Este aspecto, el de la celosa participación de los aficionados merece destacarse. Un equipo de fútbol, incluida la selección nacional debe proponerse convocar a los mejores. En un equipo pueden admitirse algunas variaciones, pero en todos los casos lo que se impone es el valor calidad. A Grondona o al presidente del club más taquillero no se les ocurriría poner al hijo para hacerle un favor o convocarme a jugar a mí porque soy su amigo. Y no lo harían, no porque sean éticos, sino porque en primer lugar la hinchada liquidaría al dirigente y al acomodado. Digamos que en el fútbol no hay lugar para la lista sábana. Los jugadores convocados por Maradona deben ser buenos y no alcanza con que al listado lo encabece Messi; todos deben ser buenos y si bien pueden aceptarse algunas interpretaciones respecto de esa calidad, el valor que se impone es la eficiencia en el juego.
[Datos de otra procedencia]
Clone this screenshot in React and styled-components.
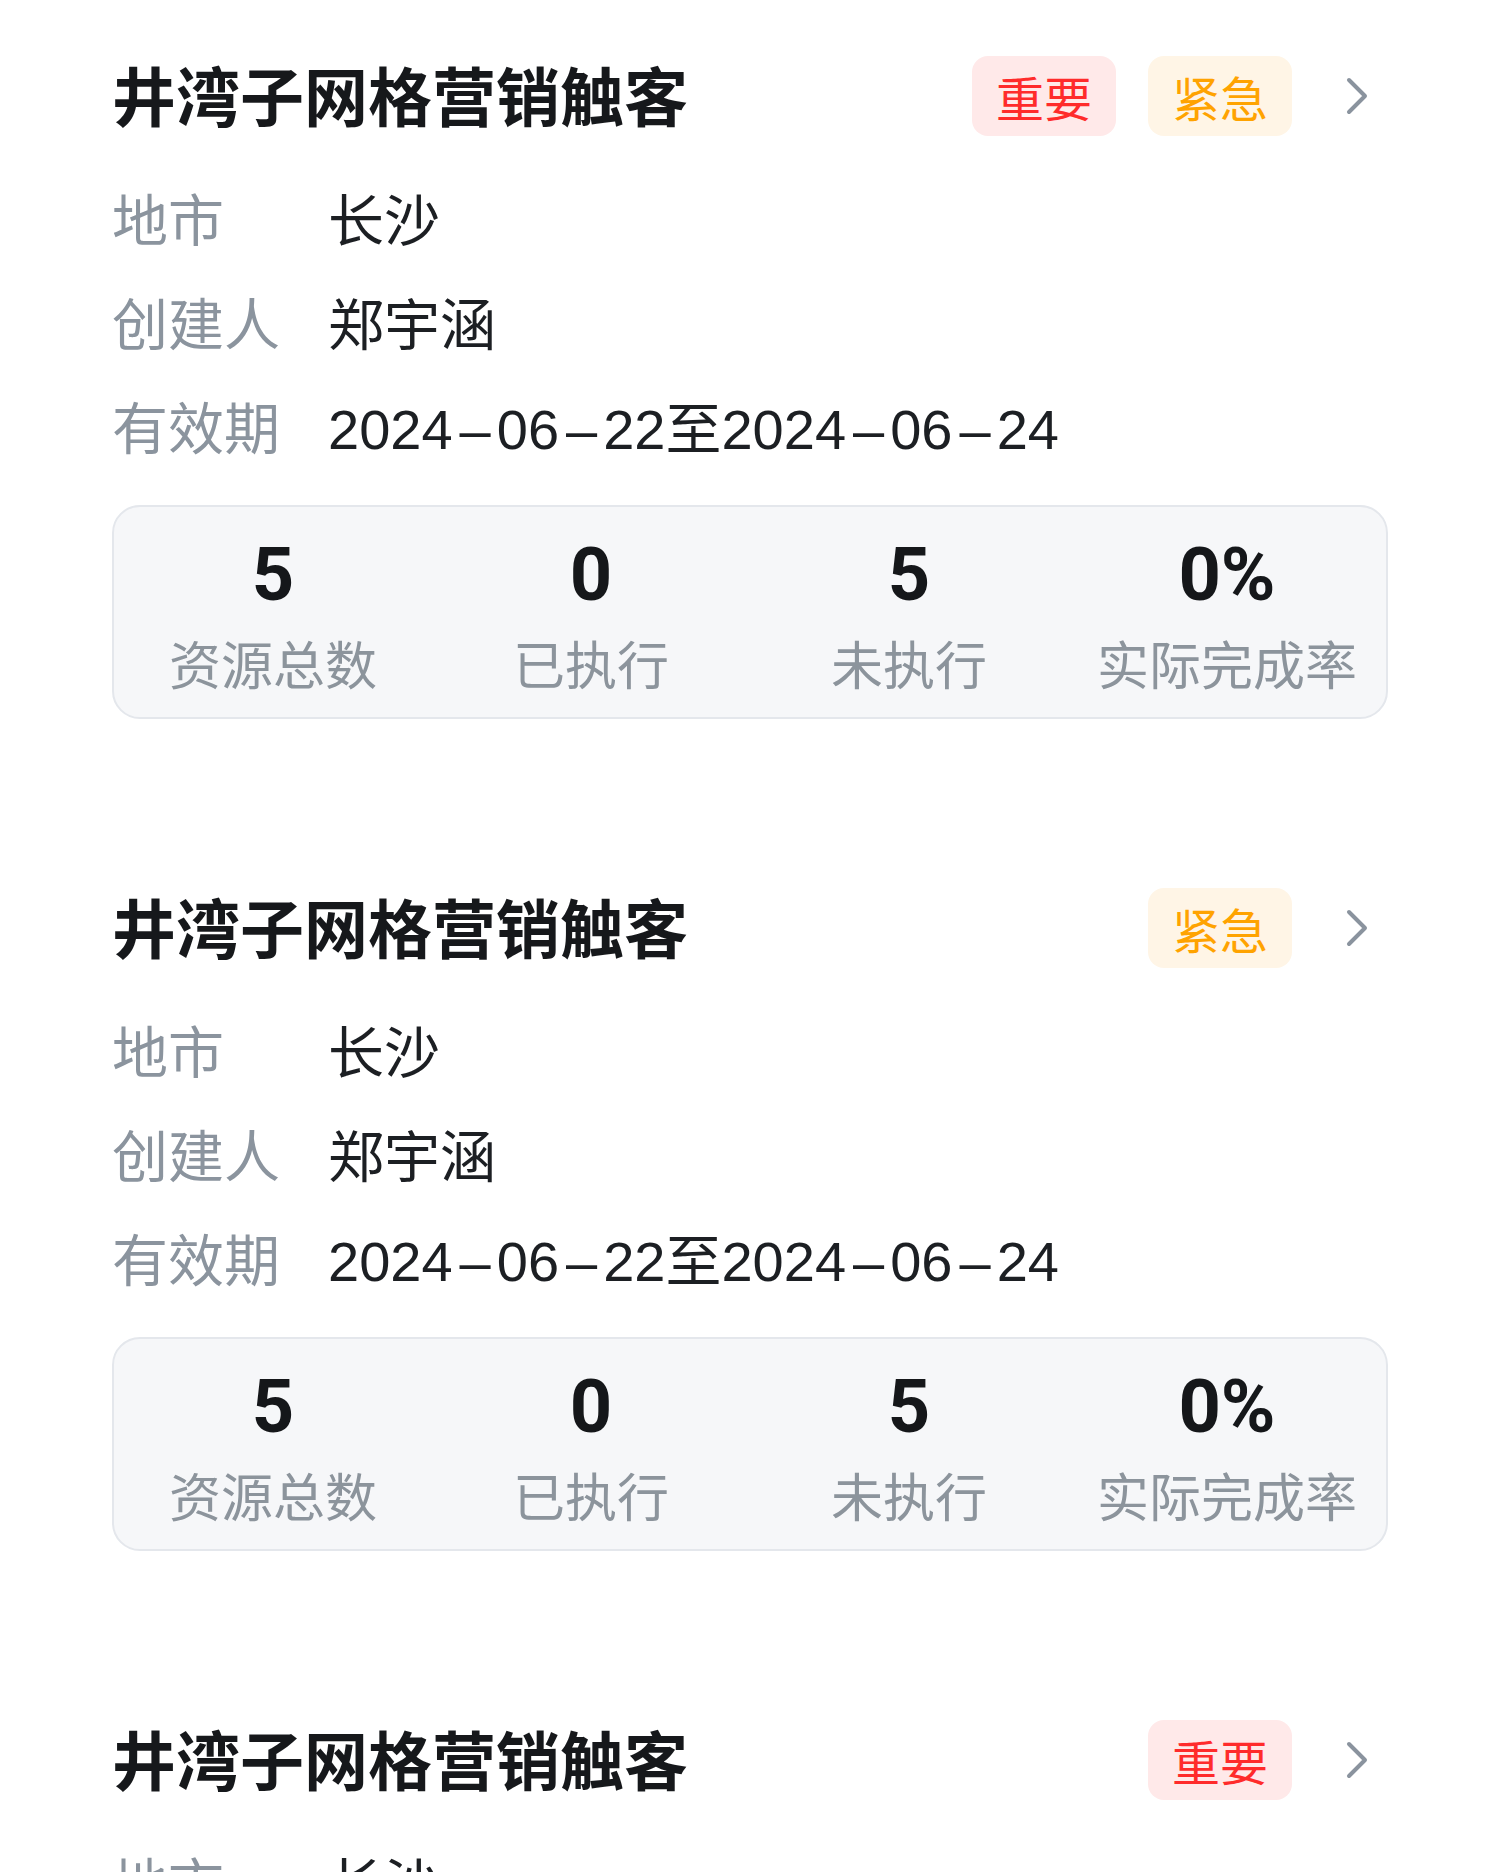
import React from "react";
import styled, { createGlobalStyle } from "styled-components";
import { ChevronRight } from "lucide-react";

const GlobalStyle = createGlobalStyle`
  html, body {
    margin: 0;
    padding: 0;
    background: #ffffff;
    scrollbar-width: none;
  }
  html::-webkit-scrollbar, body::-webkit-scrollbar {
    display: none;
  }
  body {
    font-family: "Liberation Sans", "Noto Sans CJK SC", sans-serif;
    -webkit-font-smoothing: antialiased;
  }
`;

const tasks = [
  {
    id: 1,
    title: "井湾子网格营销触客",
    tags: ["important", "urgent"],
    city: "长沙",
    creator: "郑宇涵",
    period: "2024-06-22至2024-06-24",
    total: 5,
    done: 0,
    todo: 5,
    rate: "0%",
  },
  {
    id: 2,
    title: "井湾子网格营销触客",
    tags: ["urgent"],
    city: "长沙",
    creator: "郑宇涵",
    period: "2024-06-22至2024-06-24",
    total: 5,
    done: 0,
    todo: 5,
    rate: "0%",
  },
  {
    id: 3,
    title: "井湾子网格营销触客",
    tags: ["important"],
    city: "长沙",
    creator: "郑宇涵",
    period: "2024-06-22至2024-06-24",
    total: 5,
    done: 0,
    todo: 5,
    rate: "0%",
  },
];

const tagInfo = {
  important: { text: "重要", color: "#ff2b2b", bg: "#ffe9e9" },
  urgent: { text: "紧急", color: "#ffa300", bg: "#fff5e6" },
};

const List = styled.div`
  display: flex;
  flex-direction: column;
`;

const Card = styled.div`
  display: flex;
  flex-direction: column;
  padding: 56px 112px 113px;
`;

const Header = styled.div`
  display: flex;
  align-items: center;
  height: 80px;
`;

const Title = styled.div`
  flex: 1;
  margin-bottom: 6px;
  font-family: "Noto Sans CJK SC", sans-serif;
  font-size: 64px;
  font-weight: 700;
  line-height: 80px;
  color: #16181b;
`;

const Tags = styled.div`
  display: flex;
  gap: 32px;
`;

const Tag = styled.span`
  display: inline-flex;
  align-items: center;
  justify-content: center;
  height: 80px;
  padding: 0 24px;
  border-radius: 16px;
  font-family: "Noto Sans CJK SC", sans-serif;
  font-size: 48px;
  color: ${(p) => p.$color};
  background: ${(p) => p.$bg};
`;

const Arrow = styled.div`
  display: flex;
  margin-left: 33px;
  margin-right: -1px;
  color: #8a939e;
`;

const Fields = styled.div`
  display: flex;
  flex-direction: column;
  gap: 16px;
  margin-top: 42px;
`;

const Field = styled.div`
  display: flex;
  align-items: baseline;
  font-family: "Liberation Sans", "Noto Sans CJK SC", sans-serif;
  font-size: 56px;
  line-height: 88px;
`;

const Label = styled.span`
  width: 216px;
  flex-shrink: 0;
  color: #8b949e;
`;

const Value = styled.span`
  color: #1c1f23;
`;

const Dash = styled.span`
  margin: 0 6px 0 7px;
`;

const Stats = styled.div`
  display: grid;
  grid-template-columns: repeat(4, 1fr);
  margin-top: 31px;
  padding: 26px 0 17px;
  border: 2px solid #e4e7ec;
  border-radius: 28px;
  background: #f6f7f9;
`;

const Stat = styled.div`
  display: flex;
  flex-direction: column;
  align-items: center;
  gap: 9px;
`;

const Num = styled.div`
  font-family: "Roboto", "Liberation Sans", sans-serif;
  font-weight: 700;
  font-size: 74px;
  line-height: 84px;
  color: #15171a;
`;

const StatLabel = styled.div`
  font-family: "Noto Sans CJK SC", sans-serif;
  font-size: 52px;
  line-height: 74px;
  color: #8c949c;
`;

const DateText = ({ text }) => {
  const parts = text.split("-");
  return parts.map((part, i) => (
    <React.Fragment key={i}>
      {i > 0 && <Dash>–</Dash>}
      {part}
    </React.Fragment>
  ));
};

const TaskCard = ({ task }) => (
  <Card>
    <Header>
      <Title>{task.title}</Title>
      <Tags>
        {task.tags.map((t) => (
          <Tag key={t} $color={tagInfo[t].color} $bg={tagInfo[t].bg}>
            {tagInfo[t].text}
          </Tag>
        ))}
      </Tags>
      <Arrow>
        <ChevronRight size={64} strokeWidth={1.5} />
      </Arrow>
    </Header>
    <Fields>
      <Field>
        <Label>地市</Label>
        <Value>{task.city}</Value>
      </Field>
      <Field>
        <Label>创建人</Label>
        <Value>{task.creator}</Value>
      </Field>
      <Field>
        <Label>有效期</Label>
        <Value>
          <DateText text={task.period} />
        </Value>
      </Field>
    </Fields>
    <Stats>
      <Stat>
        <Num>{task.total}</Num>
        <StatLabel>资源总数</StatLabel>
      </Stat>
      <Stat>
        <Num>{task.done}</Num>
        <StatLabel>已执行</StatLabel>
      </Stat>
      <Stat>
        <Num>{task.todo}</Num>
        <StatLabel>未执行</StatLabel>
      </Stat>
      <Stat>
        <Num>{task.rate}</Num>
        <StatLabel>实际完成率</StatLabel>
      </Stat>
    </Stats>
  </Card>
);

export default function App() {
  return (
    <>
      <GlobalStyle />
      <List>
        {tasks.map((task) => (
          <TaskCard key={task.id} task={task} />
        ))}
      </List>
    </>
  );
}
Digamos, a modo de conclusión, que en el fútbol los poderes legislativo, ejecutivo y judicial funcionan. Es muy probable que no sean perfectos, es muy probable que haya algo de corrupción, pero ninguno de estos vicios tiene comparación con los que exhibe nuestro sistema político. Importa insistir una vez más que los aficionados operan como los grandes controladores del sistema. En el fútbol no hay indiferentes, no hay hinchas que miren para el otro lado. Su participación es muy alta y el control que se practica es alto y exigente. Imaginemos por un instante -e insisto en la palabra “imaginación” para que no se me impute hacer una comparación arbitraria- cómo funcionaría nuestra sociedad si esta misma pasión, esta misma exigencia de calidad, esta misma capacidad para indignarse contra un mal jugador o un pésimo directivo, fuera la pasión dominante de nuestra vida social.